4. **Code Patch Extraction (Bottom-Left):**
* **Dependency Graph:** A graph with nodes (circles) and directed edges (arrows). A legend defines node colors:
* White circle: "Func unique to P2P"
* Dark gray circle: "Func unique to F2P"
* Light gray circle: "Func of both P2P & F2P"
* **Graph Traversal & Node Classification:** The dependency graph is processed. A second graph shows nodes re-colored based on classification:
* Green circle: "Func of codebase"
* Red circle: "Func of code patch"
* Black arrow: "Dependency"
* The process is labeled "P2P & F2P" at the input.
5. **Post Verification (Bottom-Center):**
* **Pre-solved Codebase:** Shows a graph with green (codebase) and red (patch) nodes. Status indicators:
* F2P: Red X (fails)
* P2P: Green checkmark (passes)
* **Applying the code patch:** Shows the same graph after patch application. Status indicators:
* F2P: Green checkmark (now passes)
* P2P: Green checkmark (still passes)
* This visually demonstrates the patch successfully fixing the F2P test without breaking the P2P tests.
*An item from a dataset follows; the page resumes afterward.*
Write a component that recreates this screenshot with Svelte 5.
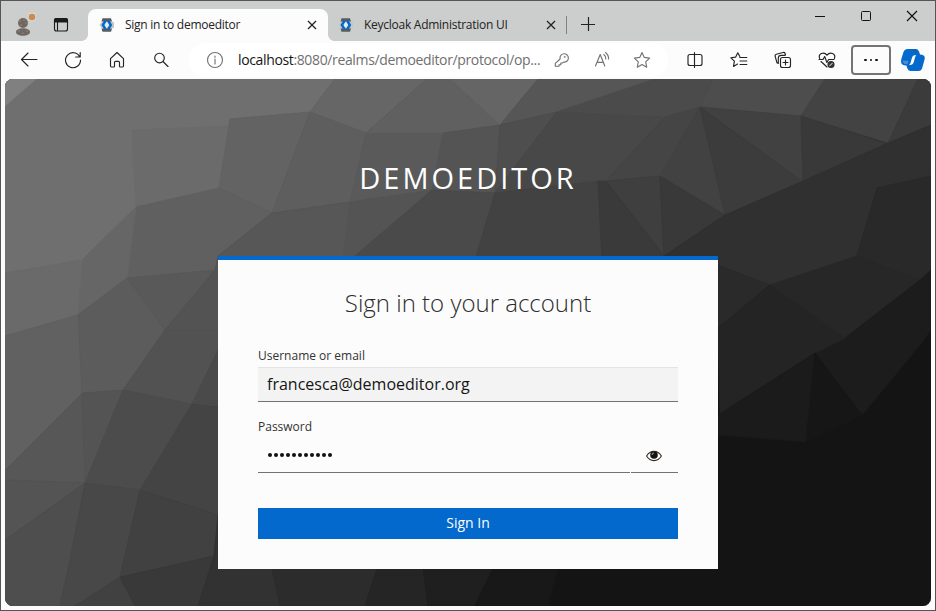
<script>
  const facets = [
    ['5,79 931,79 931,606 5,606', '#141414'],
    ['5,79 335,79 310,112 230,119 219,188 218,256 82,290 5,290', '#6f6f6f'],
    ['5,79 36,79 5,106', '#808080'],
    ['132,130 228,126 219,188 136,207', '#6b6b6b'],
    ['230,119 310,112 272,213 219,188', '#636363'],
    ['335,79 427,79 366,133 310,112', '#666666'],
    ['427,79 450,79 500,125 443,133 366,133', '#606060'],
    ['450,79 538,79 500,125', '#656565'],
    ['538,79 660,79 557,112 500,125', '#565656'],
    ['310,112 366,133 350,202 272,213', '#5e5e5e'],
    ['366,133 443,133 437,190 350,202', '#5a5a5a'],
    ['443,133 500,125 495,193 432,190', '#545454'],
    ['500,125 557,112 495,193', '#4e4e4e'],
    ['136,207 219,188 272,213 218,256 215,270 127,278', '#606060'],
    ['136,207 127,278 78,315 82,260', '#666666'],
    ['5,273 82,260 78,315 5,336', '#6a6a6a'],
    ['272,213 350,202 345,260 218,260 218,256', '#575757'],
    ['350,202 432,190 353,260 343,260', '#545454'],
    ['432,190 495,193 475,260 350,260', '#4a4a4a'],
    ['557,112 665,117 606,181 495,193', '#484848'],
    ['655,79 713,79 700,107 665,117 557,112', '#4b4b4b'],
    ['495,193 598,181 602,260 475,260', '#424242'],
    ['665,117 700,107 660,176 606,181', '#454545'],
    ['606,181 660,176 664,256', '#3f3f3f'],
    ['598,181 606,181 664,256 664,260 602,260', '#3a3a3a'],
    ['700,107 725,215 660,176', '#424242'],
    ['713,79 825,79 801,116 700,107', '#4d4d4d'],
    ['700,107 801,116 803,182', '#414141'],
    ['700,107 803,182 725,215', '#3c3c3c'],
    ['825,79 918,79 888,143 801,116', '#434343'],
    ['918,79 931,79 931,125 888,143', '#3b3b3b'],
    ['801,116 888,144 803,182', '#393939'],
    ['660,176 725,215 664,256', '#393939'],
    ['664,256 725,215 803,181 888,143 931,125 931,176 877,188 857,256 770,285 718,270', '#303030'],
    ['877,188 931,176 931,275 920,280 857,256', '#292929'],
    ['718,265 770,285 718,328', '#2a2a2a'],
    ['770,285 857,256 920,280 845,338 815,353 718,328', '#272727'],
    ['920,280 931,270 931,330 920,345 862,415 815,353 845,338', '#1c1c1c'],
    ['718,328 770,285 845,338 815,353 720,415', '#242424'],
    ['718,415 815,353 806,442 718,435', '#1b1b1b'],
    ['815,353 862,415 806,442', '#161616'],
    ['5,336 78,315 82,393 5,470', '#616161'],
    ['78,315 127,278 165,330 123,390 82,393', '#5c5c5c'],
    ['127,278 215,270 165,330', '#595959'],
    ['215,270 218,256 218,335 165,330', '#535353'],
    ['5,470 82,393 85,483 5,480', '#575757'],
    ['82,393 123,390 85,483', '#545454'],
    ['5,480 85,483 5,540', '#545454'],
    ['123,390 165,330 218,330 218,350 192,404', '#525252'],
    ['123,390 192,404 140,490 85,483', '#4c4c4c'],
    ['5,540 85,483 70,560 60,606 5,606', '#4e4e4e'],
    ['85,483 140,490 120,577 75,606 60,606 70,560', '#484848'],
    ['192,404 218,350 218,407', '#4a4a4a'],
    ['192,404 218,407 218,515 140,490', '#444444'],
    ['140,490 218,515 214,556 120,577', '#414141'],
    ['120,577 135,606 75,606', '#414141'],
    ['120,577 214,556 198,606 135,606', '#393939'],
    ['218,515 275,560 280,606 198,606 214,556', '#323232'],
    ['270,560 380,560 365,606 280,606', '#2c2c2c'],
    ['380,560 422,560 428,606 365,606', '#252525'],
    ['422,560 497,560 475,606 428,606', '#1f1f1f'],
    ['497,560 560,560 548,606 475,606', '#181818']
  ];

  const tabs = [
    { title: 'Sign in to demoeditor', active: true },
    { title: 'Keycloak Administration UI', active: false }
  ];
  let username = $state('francesca@demoeditor.org');
  let password = $state('demoeditor1');
  let visible = $state(false);
</script>

{#snippet cloakIcon()}
  <svg class="fav" width="16" height="16" viewBox="0 0 16 16">
    <path d="M3 4.500h10.500l1.500 1v5l-1.500 1H3L.5 8z" fill="#c3c6c8" />
    <path d="M3.500 1.200h8.500l1 3.300H2.500zM2.500 11.500H13l-1 3.300H3.500z" fill="#5b5b5b" />
    <path d="M6.600 3.800 4 8l2.600 4.200M9.100 3.800 11.700 8l-2.600 4.200" fill="none" stroke="#0469cd" stroke-width="2.600" />
    <path d="M7.200 5.200h1.300L10.200 8l-1.700 2.800H7.200L5.500 8z" fill="#dfeaf4" />
  </svg>
{/snippet}

<div class="window">
  <header class="strip">
    <svg class="profile" width="24" height="26" viewBox="0 0 24 26">
      <circle cx="10" cy="10" r="5" fill="#6d6864" />
      <path d="M3 19c0-5 14-5 14 0s-14 5-14 0z" fill="#6d6864" />
      <path d="M7 8h.01M11 7h.01M13 10h.01M8 12h.01M6 18h.01M10 20h.01M14 18h.01" stroke="#c98b55" stroke-width="1.2" stroke-linecap="square" />
      <circle cx="19" cy="4" r="4.300" fill="#dcdddd" />
      <circle cx="19" cy="4" r="3.300" fill="#cb8a50" />
    </svg>
    <svg class="actions" width="16" height="16" viewBox="0 0 16 16" fill="none" stroke="#1b1b1b" stroke-width="1.1">
      <rect x="1.500" y="1.500" width="13" height="12.500" rx="2" />
      <path d="M1.500 3.300q0-1.800 1.800-1.800h9.400q1.800 0 1.800 1.800V5h-13z" fill="#1b1b1b" />
      <path d="M4.500 5v9" />
    </svg>
    {#each tabs as tab}
      <div class="tab" class:active={tab.active}>
        {@render cloakIcon()}
        <span class="title">{tab.title}</span>
        <svg class="close" width="10" height="10" viewBox="0 0 10 10" stroke="#222" stroke-width="1.300"><path d="m1 1 8 8M9 1 1 9" /></svg>
      </div>
    {/each}
    <span class="divider"></span>
    <svg class="plus" width="16" height="16" viewBox="0 0 16 16" stroke="#222" stroke-width="1.200"><path d="M1 8.500h14M8.500 1v14" /></svg>
    <div class="controls">
      <svg width="12" height="12" viewBox="0 0 12 12" stroke="#111"><path d="M1 6.500h10" /></svg>
      <svg width="12" height="12" viewBox="0 0 12 12" stroke="#111" fill="none"><rect x="1.500" y="1.500" width="9" height="9" rx="1" /></svg>
      <svg width="12" height="12" viewBox="0 0 12 12" stroke="#111" stroke-width="1.200"><path d="m1 1 10 10M11 1 1 11" /></svg>
    </div>
  </header>

  <nav class="toolbar">
    <div class="nav">
      <svg viewBox="0 0 20 20"><path d="M18 9.500H2.500M9 3 2.500 9.500 9 16" /></svg>
      <svg viewBox="0 0 20 20"><path d="M16.800 7A7.500 7.500 0 1 0 17.500 10M17.200 2.500V7h-4.500" /></svg>
      <svg viewBox="0 0 20 20"><path d="M3.500 8.700 10 2.500l6.500 6.200v7.400q0 .9-.9.9h-2.400q-.7 0-.7-.7v-3.800q0-1.100-1.100-1.100H8.600q-1.100 0-1.100 1.100v3.800q0 .7-.7.7H4.400q-.9 0-.9-.9z" /></svg>
      <svg viewBox="0 0 20 20"><circle cx="8.500" cy="8" r="4.800" /><path d="m12 11.500 5 5" /></svg>
    </div>
    <div class="address">
      <svg class="muted" viewBox="0 0 20 20"><circle cx="10" cy="10" r="7.500" /><path d="M10 9v5M10 6v1.300" /></svg>
      <span class="url"><b>localhost</b>:8080/realms/demoeditor/protocol/op...</span>
      <svg class="muted key" viewBox="0 0 20 20"><path d="M9 8.300a4.200 4.200 0 1 1 3.600 3.800L11.500 13H9.800v1.700H8v1.500H4.300v-2.800L9.100 9z" /><path d="M13.500 6.500h.8v.8h-.8z" stroke-width=".7" /></svg>
      <svg class="muted read" viewBox="0 0 20 20"><path d="m3.500 16 4.700-11.500L12.800 16M5 12.300h6.300M11.800 4.500a5 5 0 0 1 2 4.500M13.500 2.500A8 8 0 0 1 16.600 9" /></svg>
      <svg class="muted star" viewBox="0 0 20 20"><path d="m10 2.500 2.300 4.900 5.300.7-3.900 3.700 1 5.400-4.700-2.700-4.700 2.700 1-5.400-3.900-3.700 5.300-.7z" /></svg>
    </div>
    <div class="tools">
      <svg viewBox="0 0 20 20"><path d="M7.500 4.500H5q-2 0-2 2v7q0 2 2 2h2.500M12.500 4.500H15q2 0 2 2v7q0 2-2 2h-2.500M9.500 2.500v15M7.500 4.500h5M7.500 15.500h5" /></svg>
      <svg viewBox="0 0 20 20"><path d="M10.800 6.600 8.800 2.800 6.700 7.100l-4.800.7 3.500 3.400-.9 5.200 4-2.300M10.800 7.500h7M11 11h6.800M11 14.500h6.800" /></svg>
      <svg viewBox="0 0 20 20"><rect x="7.500" y="7.500" width="10" height="10" rx="2" /><path d="M12.500 10v5M10 12.500h5M5.300 13.500 4 12.800 2.200 6.500q-.5-1.700 1.200-2.200L10 2.500q1.600-.4 2.100 1l.4 1.200M5.300 13.500V8.200q0-2.900 2.900-2.900h4" /></svg>
      <svg viewBox="0 0 20 20"><path d="M2.700 8.500C.7 3.800 6.800 1 10 5.200 13.200 1 19.200 3.800 17.400 8.500M2 9.500h4l1.700-3 2.200 6 1.700-3H17M4 11.500l6 5.500" /><circle cx="14" cy="14.500" r="3" fill="#333" stroke="#333" /><path d="m12.800 15.700 2.400-2.400" stroke="#bbb" /></svg>
    </div>
    <button class="more" aria-label="Settings and more"><i></i><i></i><i></i></button>
    <svg class="copilot" width="24" height="24" viewBox="0 0 24 24">
      <path d="M7 1h8q2.300 0 3 2.500l1 3q4.800.3 4.800 3.200 0 1.300-.6 3l-2 7.200q-.8 3-3.700 3h-8q-2.400 0-3.100-2.400l-1-3Q0 17.300 0 13.500q0-1.500.6-3.400l1.900-6Q3.500 1 7 1z" fill="#0469cd" />
      <path d="M13.200 7.300h2.300q-1 .5-1.400 2l-1.300 4.800q-.9 3-3.700 3H7.800q1.300-.5 1.700-2l1.300-4.800q.8-3 2.400-3z" fill="#fff" />
      <path d="m12.500 3 2-1.500 1.500 2z" fill="#315377" />
      <path d="M1 12.800h6.500l-1 3.200H3.500z" fill="#4b8fcb" />
    </svg>
  </nav>

  <main class="page">
    <svg class="backdrop" viewBox="5 79 926 527" preserveAspectRatio="none">
      {#each facets as [points, fill]}
        <polygon {points} {fill} stroke={fill} stroke-width=".8" stroke-linejoin="round" />
      {/each}
    </svg>
    <h1>DEMOEDITOR</h1>
    <section class="card">
      <h2>Sign in to your account</h2>
      <label for="username">Username or email</label>
      <input id="username" class="user" type="text" bind:value={username} spellcheck="false" />
      <label for="password" class="second">Password</label>
      <div class="secret">
        {#if visible}
          <input id="password" type="text" bind:value={password} />
        {:else}
          <div class="dots" id="password" role="textbox" aria-label="Password">
            {#each password as _}<i></i>{/each}
          </div>
        {/if}
        <button class="eye" aria-label="Show password" onclick={() => (visible = !visible)}>
          <svg width="16" height="12" viewBox="0 0 16 12"><path d="M.6 6Q3.500 1.200 8 1.200T15.400 6Q12.500 10.600 8 10.600T.6 6z" fill="none" stroke="#33251c" stroke-width="1.100" /><circle cx="8" cy="5" r="3.800" fill="#141414" /><path d="M6 5q0-2 2-2" fill="none" stroke="#b9cbdc" stroke-width=".8" /></svg>
        </button>
      </div>
      <button class="submit">Sign In</button>
    </section>
  </main>
</div>

<style>
  :global(body) { margin: 0; }
  .window { box-sizing: border-box; width: 936px; height: 611px; border: 1px solid #555; background: #fcfcfc; display: flex; flex-direction: column; overflow: hidden; font-family: "Open Sans", "Noto Sans", sans-serif; }
  svg { display: block; flex: none; }
  button { padding: 0; margin: 0; border: 0; background: none; font: inherit; }
  .strip { height: 40px; flex: none; display: flex; align-items: flex-start; background: #cccecd; }
  .profile { margin: 12px 0 0 12px; }
  .actions { margin: 16px 0 0 16px; }
  .tab { box-sizing: border-box; display: flex; align-items: center; height: 32px; margin-top: 8px; width: 238px; padding: 0 10px 0 10px; }
  .tab.active { position: relative; width: 240px; margin-left: 19px; padding: 0 11px 0 11px; background: #fcfcfc; border-radius: 8px 8px 0 0; }
  .tab.active::before, .tab.active::after { content: ""; position: absolute; bottom: 0; width: 6px; height: 6px; }
  .tab.active::before { left: -6px; background: radial-gradient(circle at 0 0, transparent 5.500px, #fcfcfc 6px); }
  .tab.active::after { right: -6px; background: radial-gradient(circle at 100% 0, transparent 5.500px, #fcfcfc 6px); }
  .title { margin-left: 10px; flex: 1; font-size: 12px; line-height: 16px; color: #222; white-space: nowrap; letter-spacing: -.26px; }
  .divider { width: 1px; height: 18px; margin-top: 15px; background: #808282; }
  .plus { margin: 15px 0 0 13px; }
  .controls { margin: 9px 17px 0 auto; display: flex; gap: 34px; }
  .toolbar { height: 38px; flex: none; display: flex; align-items: center; }
  .toolbar svg:not(.copilot) { width: 20px; height: 20px; fill: none; stroke: #242424; stroke-width: 1.150; stroke-linejoin: round; stroke-linecap: round; }
  .nav { display: flex; gap: 24px; margin-left: 18px; }
  .address { box-sizing: border-box; width: 479px; height: 34px; margin-left: 18px; padding-left: 16px; display: flex; align-items: center; border-radius: 17px; background: #fff; }
  .toolbar .address svg.muted { stroke: #737373; }
  .url { width: 303px; margin-left: 13px; font-size: 14px; line-height: 20px; color: #6f6f6f; white-space: nowrap; letter-spacing: -.36px; }
  .url b { font-weight: 400; color: #151515; }
  .toolbar .key { margin-left: 10px; }
  .read { margin-left: 21px; }
  .star { margin-left: 20px; }
  .tools { display: flex; gap: 24px; margin-left: 17px; }
  .more { box-sizing: border-box; width: 40px; height: 30px; margin-left: 14px; border: 2px solid #747474; border-radius: 4px; display: flex; align-items: center; justify-content: center; gap: 3px; }
  .more i { width: 2.500px; height: 2.500px; border-radius: 50%; background: #111; }
  .copilot { margin-left: 10px; }
  .page { position: relative; width: 926px; height: 527px; margin-left: 4px; border-radius: 8px; overflow: hidden; flex: none; display: flex; flex-direction: column; align-items: center; }
  .backdrop { position: absolute; inset: 0; width: 100%; height: 100%; }
  h1 { position: relative; margin: 79px 0 0; height: 40px; line-height: 40px; font-size: 29px; font-weight: 400; letter-spacing: 3px; color: #fff; }
  .card { position: relative; box-sizing: border-box; width: 500px; height: 313px; margin-top: 58px; padding: 27px 40px 0; border-top: 4px solid #0469cd; background: #fcfcfc; display: flex; flex-direction: column; }
  h2 { margin: 0; height: 32px; line-height: 32px; font-size: 24px; font-weight: 300; text-align: center; color: #2c2c2c; }
  label { margin-top: 27px; height: 20px; line-height: 20px; font-size: 12px; color: #333; }
  input { box-sizing: border-box; border: 0; border-bottom: 1px solid #727272; border-radius: 0; outline: 0; background: transparent; padding: 0 9px; height: 36px; flex: 1; font: 16px "Open Sans", sans-serif; color: #151515; }
  .user { flex: none; width: 420px; height: 35px; margin-top: 1px; padding-bottom: 2px; background: #f3f3f3; border-top: 1px solid #e4e4e4; }
  label.second { margin-top: 15px; }
  .secret { display: flex; height: 36px; gap: 1px; }
  .dots { box-sizing: border-box; flex: 1; border-bottom: 1px solid #727272; display: flex; align-items: center; gap: 2px; padding: 0 0 0 10px; }
  .dots i { width: 4px; height: 4px; border-radius: 50%; background: #111; }
  .eye { box-sizing: border-box; width: 47px; padding: 2px 1px 0 0; border-bottom: 1px solid #727272; display: flex; align-items: center; justify-content: center; }
  .submit { margin-top: 35px; height: 31px; padding-bottom: 2px; background: #0469cd; color: #fff; font-size: 14px; line-height: 29px; }
</style>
6. **Synthetic Tasks (Bottom-Right):**
* **Instance:** The final output package, represented by a clipboard icon. Contains:
* Docker Image (container icon)
* Problem Text (warning triangle icon)
* Codebase (computer screen icon)
* Gold Patch (code brackets icon)
* Unit Tests (checklist icon)
### Detailed Analysis
The pipeline's flow is as follows:
1. **Input:** A real repository containing source code and unit tests.
2. **Environment Setup:** The repository's dependencies are identified and used to create a reproducible Docker container.
3. **Test Selection:** Unit tests are executed and categorized. Tests that fail initially but pass after a patch (F2P) are separated from tests that pass both before and after (P2P). The example shows `test_gpt2.py` as F2P, while `test_bert.py`, `test_dinov2.py`, and `test_llava.py` are P2P.
4. **Patch Extraction:** A dependency graph is built from the code involved in the selected tests. Nodes (functions) are classified as unique to P2P tests, unique to F2P tests, or common to both. Through graph traversal, functions are ultimately classified as either part of the original "codebase" (green) or part of the "code patch" (red) needed to fix the F2P test.
5. **Verification:** The extracted patch is applied to the pre-solved codebase. The diagram confirms the patch's correctness: the F2P test now passes (green check), and all P2P tests remain passing (green check).
6. **Output:** The result is a "Synthetic Task" instance, a self-contained package including the Docker environment, a description of the problem ("Problem Text"), the codebase, the correct patch ("Gold Patch"), and the relevant unit tests.
### Key Observations
* The process is designed to isolate the minimal code change (the "patch") that fixes a specific failing test while preserving the functionality verified by other passing tests.
* The use of dependency graphs and node classification is central to distinguishing patch code from existing codebase code.
* The "Post Verification" stage acts as a crucial quality check, ensuring the patch is both effective (fixes F2P) and safe (doesn't break P2P).
* The final "Synthetic Tasks" output is structured as a benchmark or dataset instance, likely for training or evaluating automated program repair or code understanding models.
### Interpretation
This diagram outlines a sophisticated, automated methodology for creating high-quality datasets of software bugs and their fixes. By starting from real repositories and using unit tests as oracles, it grounds the data in practical software engineering contexts. The key innovation is the systematic extraction and verification of the *minimal relevant patch* through dependency analysis, rather than just storing entire file changes. This process likely yields "Synthetic Tasks" that are more precise and useful for research in areas like automated debugging, program repair, and code generation, as each task clearly defines a problem (a failing test), a context (the codebase), and a verified solution (the gold patch). The pipeline emphasizes reproducibility (via Docker), precision (via graph-based patch extraction), and correctness (via post-verification).